It’s easy to look back on past actions and decisions and say, “yeah, that was a mistake I won’t repeat”. You live and learn, right? Some mistakes are big and some are small; some are life altering while others go unnoticed. As I touched on in a previous post about Forgiveness, some mistakes require us to forgive even ourselves so that we can move on. Today is the final day that I grapple with a mistake I made just over a year ago.
I know we all get that feeling deep down in the pit of our stomach when something just isn’t right. That feeling that says, “Don’t do it – something’s fishy!” The one that you wish the actors/actresses in horror movies would listen to so that we can save ourselves from screaming at the TV, “DON’T GO IN THERE!”
If only I would have taken heed to that feeling on October 5, 2014.
That is the day I sat in front of a car dealer and threw caution to the wind, regardless of the feelings in my stomach and what I would normally do in a situation like that. I sat there and purchased a car that was not only completely against what I went to purchase but out of my comfortable price range.
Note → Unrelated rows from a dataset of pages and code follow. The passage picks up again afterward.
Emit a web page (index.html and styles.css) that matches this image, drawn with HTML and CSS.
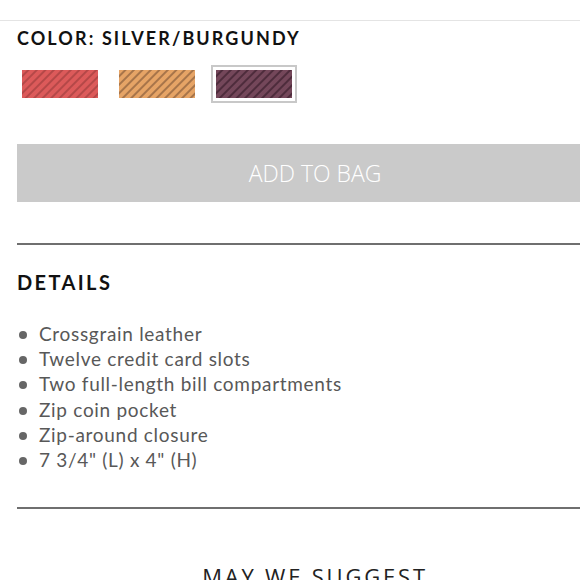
FILE: index.html
```html
<!DOCTYPE html>
<html lang="en">

<head>
    <meta charset="utf-8">
    <meta name="viewport" content="width=device-width, initial-scale=1.0">
    <title>Wallet - Silver/Burgundy</title>
    <link rel="stylesheet" href="styles.css">
</head>

<body>
    <div class="top-rule"></div>
    <div class="product">
        <h2 class="color-label">COLOR: SILVER/BURGUNDY</h2>
        <div class="swatches">
            <button class="swatch"><span class="chip chip-red"></span></button>
            <button class="swatch"><span class="chip chip-tan"></span></button>
            <button class="swatch selected"><span class="chip chip-burgundy"></span></button>
        </div>
        <button class="add-to-bag">ADD TO BAG</button>
        <hr class="rule">
        <h2 class="details-title">DETAILS</h2>
        <ul class="details">
            <li>Crossgrain leather</li>
            <li>Twelve credit card slots</li>
            <li>Two full-length bill compartments</li>
            <li>Zip coin pocket</li>
            <li>Zip-around closure</li>
            <li>7 3/4" (L) x 4" (H)</li>
        </ul>
        <hr class="rule rule-bottom">
        <h3 class="suggest">MAY WE SUGGEST</h3>
    </div>
</body>

</html>
```

FILE: styles.css
```css
html,
body {
    margin: 0;
    padding: 0;
    background: #fff;
    overflow: hidden;
}

body {
    font-family: Lato, "Liberation Sans", sans-serif;
    color: #111;
}

.top-rule {
    height: 1px;
    margin-top: 20px;
    background: #e4e4e4;
}

.product {
    width: 596px;
    margin-left: 17px;
}

.color-label {
    margin: 6px 0 0;
    font-size: 18px;
    line-height: 22px;
    font-weight: 700;
    letter-spacing: 2.1px;
}

.swatches {
    display: flex;
    gap: 11px;
    margin-top: 16px;
}

.swatch {
    display: block;
    padding: 3px;
    margin: 0;
    border: 2px solid transparent;
    background: #fff;
}

.swatch.selected {
    border-color: #c8c8c8;
}

.chip {
    display: block;
    width: 76px;
    height: 28px;
}

.chip-red {
    background: repeating-linear-gradient(135deg, #dc5a5a 0, #dc5a5a 3px, #b54848 4px, #b54848 5px, #dc5a5a 6px);
}

.chip-tan {
    background: repeating-linear-gradient(135deg, #e6a466 0, #e6a466 3px, #a8754a 4px, #a8754a 5px, #e6a466 6px);
}

.chip-burgundy {
    background: repeating-linear-gradient(135deg, #74475a 0, #74475a 3px, #4e2c3c 4px, #4e2c3c 5px, #74475a 6px);
}

.add-to-bag {
    display: block;
    width: 100%;
    height: 58px;
    margin-top: 41px;
    border: none;
    background: #cacaca;
    color: #fff;
    font-family: "Open Sans", "Liberation Sans", sans-serif;
    font-weight: 300;
    font-size: 23px;
}

.rule {
    height: 2px;
    margin: 41px 0 0;
    border: none;
    background: #6f6f6f;
}

.rule-bottom {
    margin-top: 35px;
}

.details-title {
    margin: 25px 0 0;
    font-size: 20px;
    line-height: 24px;
    font-weight: 700;
    letter-spacing: 2.4px;
}

.details {
    list-style: none;
    margin: 27px 0 0;
    padding: 0;
}

.details li {
    position: relative;
    padding-left: 22px;
    font-size: 19px;
    line-height: 25.2px;
    color: #585858;
    letter-spacing: 0.7px;
}

.details li::before {
    content: "";
    position: absolute;
    left: 2px;
    top: 10px;
    width: 8px;
    height: 8px;
    border-radius: 50%;
    background: #666;
}

.suggest {
    margin: 52px 0 0;
    text-align: center;
    font-family: "Open Sans", "Liberation Sans", sans-serif;
    font-weight: 400;
    font-size: 22px;
    letter-spacing: 2.8px;
    color: #222;
}
```
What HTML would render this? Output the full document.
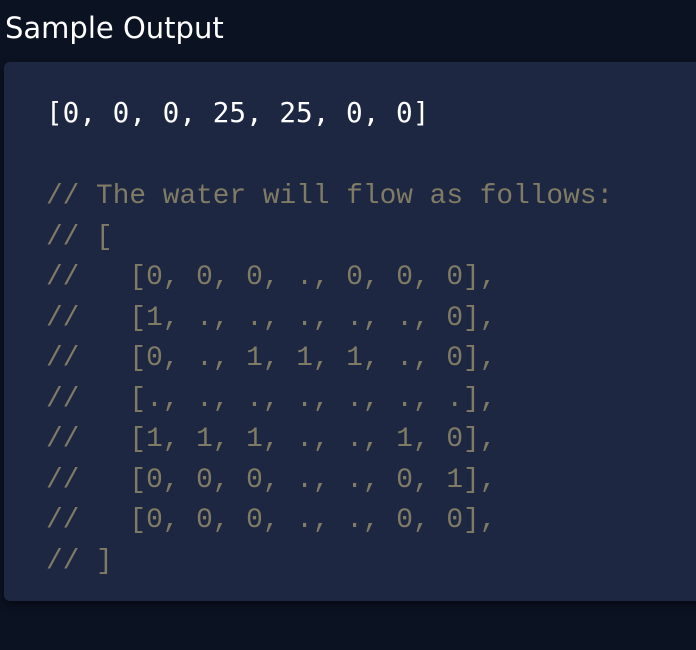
<!DOCTYPE html>
<html><head><style>
html,body{margin:0;padding:0;width:696px;height:650px;background:#0b1221;overflow:hidden}
h2{position:absolute;left:5px;top:11px;margin:0;font:500 29px "DejaVu Sans","Liberation Sans",sans-serif;color:#fff;letter-spacing:0}
.box{position:absolute;left:4px;top:62px;width:720px;height:539px;background:#1e2742;border-radius:6px;box-shadow:0 3px 8px rgba(0,0,0,.5)}
pre{position:absolute;left:46px;top:93px;margin:0;font:27.8px/40.5px "Liberation Mono",monospace;color:#7f7b65;white-space:pre}
.w{color:#fff;font-family:"DejaVu Sans Mono","Liberation Mono",monospace;font-size:27.7px}
</style></head><body>
<h2>Sample Output</h2>
<div class="box"></div>
<pre><span class="w">[0, 0, 0, 25, 25, 0, 0]</span>

// The water will flow as follows:
// [
//   [0, 0, 0, ., 0, 0, 0],
//   [1, ., ., ., ., ., 0],
//   [0, ., 1, 1, 1, ., 0],
//   [., ., ., ., ., ., .],
//   [1, 1, 1, ., ., 1, 0],
//   [0, 0, 0, ., ., 0, 1],
//   [0, 0, 0, ., ., 0, 0],
// ]</pre>
</body></html>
That is the day I sat there with my then husband, whom I married barely two month earlier, and who encouraged me to purchase a nice car because “I deserved it.” Everything I had ever spent money on up until that point in our relationship was purchased under the guarded understanding that I need to be able to afford this myself without his help because it wasn’t guaranteed. Let’s face it, in life, nothing is guaranteed.
But I did it anyway. I purchased Mona, my car, under the assumption that since there were now two incomes, I shouldn’t worry; besides, we were newly married. Well, not anymore. And you know how “they” say that you shouldn’t name something or else you’ll get attached? Yeah, don’t do that because it goes for a car, too. A year later and I am completely attached to my car that I shouldn’t/can’t keep. Could I blame him for encouraging me to get a car out of my range when he already knew he wasn’t sticking around? Yes, I could. Yes, I want to. Yes! Yes! YES!!
Alas, I can’t. At the end of the day, I made that decision. I bought it myself, under my name, using my good credit, not his, and without the approval of that ugly feeling in the pit of my stomach. I knew it was a mistake, but I made it anyway. Today, I forgive that mistake and search for a new-to-me car (or motorcycle *wink*wink*) to call my own….and with a kick ass name to match. 😉
Lesson Learned. Take heed to the feelings of uneasiness!
Chances are, they’re there for a reason.